Two Egyptian men, possibly inspired by events in Tunisia, attempted to set themselves on fire Tuesday in downtown Cairo, just a day after another man burned himself in front of parliament.
Police managed to quickly extinguish the fire engulfing 40-year-old lawyer Mohammed Farouq Hassan after he set himself alight outside the prime minister's office. Before setting fire to himself, he had shouted slogans against rising prices, according to one source. He was rushed to hospital with minor burns.
A second man, identified as Sayed Ali Sayed, attempted to do the same thing outside the nearby parliament building but was stopped by guards in the area. There was no word on his motive.
Tuesday's incidents come one day after protesters in Mauritania and Algeria set themselves alight in apparent attempts to copycat the fatal self-immolation of a Tunisian man that helped inspire the protests that toppled Tunisia's authoritarian president.
It also follows the self-immolation of an Egyptian man on Monday, who set himself on fire outside the parliament to protest the authorities' denying him cheap subsidized bread to resell to patrons of his small restaurant east of Cairo. The man survived with burns to his neck, face and legs.
Aside from the case in Tunisia, however, the only fatality has been a protester in Algeria Saturday.
While isolated, the incidents in Egypt, Mauritania and Algeria reflect the growing despair among much of the Arab public with no real means of expressing its dissatisfaction. They are deeply symbolic means of protest in a region that has little or no tolerance for dissent.
It was the self-immolation of Mohammed Bouazizi, a 26-year-old unemployed man in Tunisia, last month that sparked the tidal wave of protests that toppled President Zine El Abidine Ben Ali on Friday.

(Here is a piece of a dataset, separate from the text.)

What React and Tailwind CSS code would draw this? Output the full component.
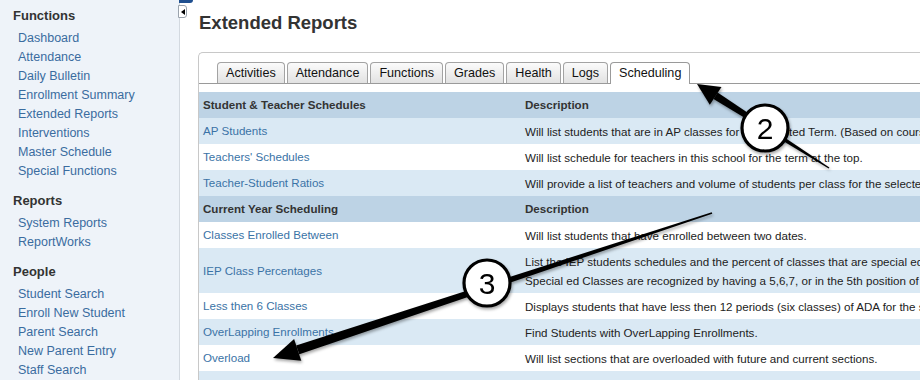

Ben Ali ruled with an iron fist for 23 years. Similarly authoritarian rulers across much of the Arab world have been in power as long or longer, like Libya's Moammar Gadhafi, in power since 1969; Egypt's Hosni Mubarak, in office since 1981; and Yemen's Ali Abdullah Saleh, who has ruled that impoverished nation since he seized power more than 30 years ago.
The stunning collapse of the Tunisian leader drew a litany of calls for change elsewhere in the Arab world, but activists faced the reality of vast security forces heavily vested in the status quo and hard-line regimes that crack down on dissent.
But Egyptian Foreign Minister Ahmed Aboul Gheit ruled out the possibility that Tunisia's political uprising will spread.
Self-immolation as a method of protest is uncommon in the Arab world, where many associate it with protesters in the Far East or the Indian subcontinent. But Egyptian women in rural or poor urban areas have been known to set themselves on fire to protest violent husbands, abusive parents or an unwanted suitor.